Upon final completion, a completion string configuration with two swellable packers to isolate the gas zone with blank tubing and flush joint pre-drilled liner was run in hole to cover the oil zone. After 282 m of completion string inside the open hole, the CT was stopped for a few seconds and could not run further, due likely to differential sticking. A decision was made to release the liner, displace tubing with diesel and move to the next well.
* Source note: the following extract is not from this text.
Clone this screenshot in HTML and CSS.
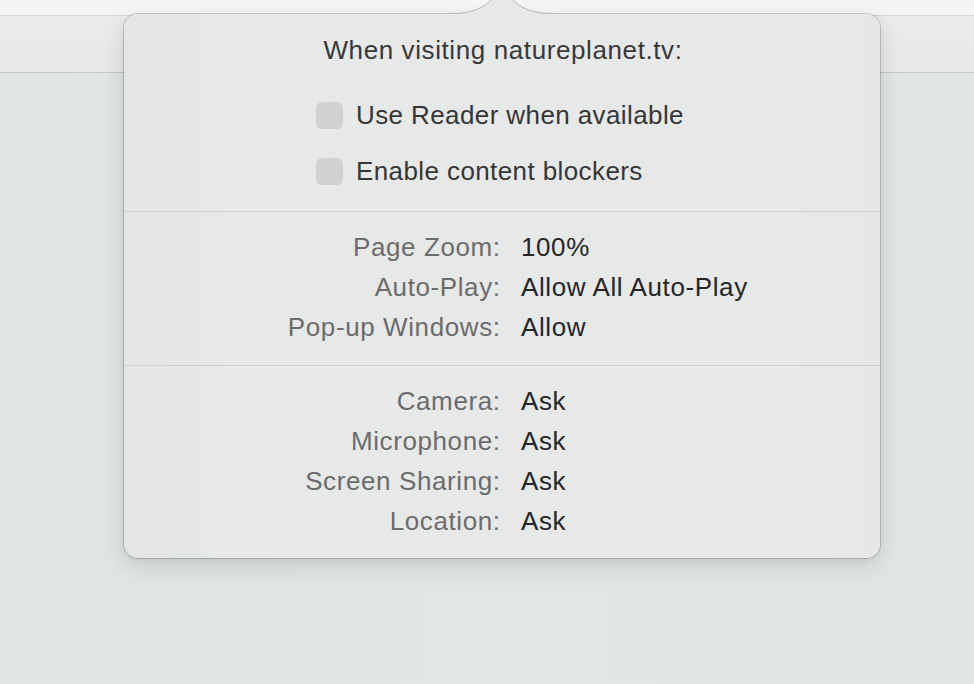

Well #3. The third well was on the opposite side of the platform, and used only one production packer. This was an old well that was being side-tracked without pulling the completion. The new KOP was above the original production packer, resulting in the need for a dual-exit window. The dual-exit window included first a cut on the 3½-in. production tubing, and then another cut through the 7-in. casing. The completion below the KOP would have been plugged off, likely by placing a cement plug in the production tubing. Once the 3½-in. window was cut, the plug and the packer acted as barriers, preventing communication to the lower zone. It was necessary to place the cement plug across the existing perforation and cement packer above the production packer, prior to setting the monobore whipstock inside tubing, Fig. 3. The CTD package was placed into the tubing-casing annulus to ensure uniformity of the cement plug. The cement inside the tubing was milled to 20 m below the planned KOP. E-line was used to run the slimhole cement bond log (CBL) to evaluate cement bonding, which showed good results and the TOC was more than adequate to isolate the annulus. The whipstock was set using E-line CT and orienting BHA.

 

Fig. 3. Pilot well #3 diagram.
Fig. 3. Pilot well #3 diagram.

Drilling the build section commenced slightly ahead of plan and a discrepancy on the projection angle landing point was realized, which prompted a change in the building of the BHA. After a few meters, the BHA was swapped to a lateral BHA to continue drilling to total depth (TD). Two differential stuck-pipe events were encountered and released. TD was called early, due to the hole becoming sticky, and it was difficult to initiate drilling beyond 3,100 m, MD. Total openhole drilled was 640 m.

Upon final completion, the string configuration was run in hole with two swellable packers to isolate the gas zone with blank tubing and a flush joint pre-drilled liner to cover oil zones. The completion run was smooth, but high friction was experienced at about 190 m from TD. A decision was made to release the liner and displace tubing with diesel, and move to the next well.

Well #4. This well, with 3½-in. tubing and the KOP inside 7-in. casing, proved to be the most challenging, due to the casing exit scenario required in the existing completion. The plan was to mill a no-go nipple, place the cement plug inside the 7-in. casing all the way to about 20 m inside the production tubing, drill the pilot hole, and set the monobore whipstock inside the pilot hole and then mill the 7-in. casing. Cement was pumped to plug existing perforations and provide support for the whipstock. A conventional CTU milled the cement inside the tubing until 34 m below the end of tubing, to ensure cement placement and isolation.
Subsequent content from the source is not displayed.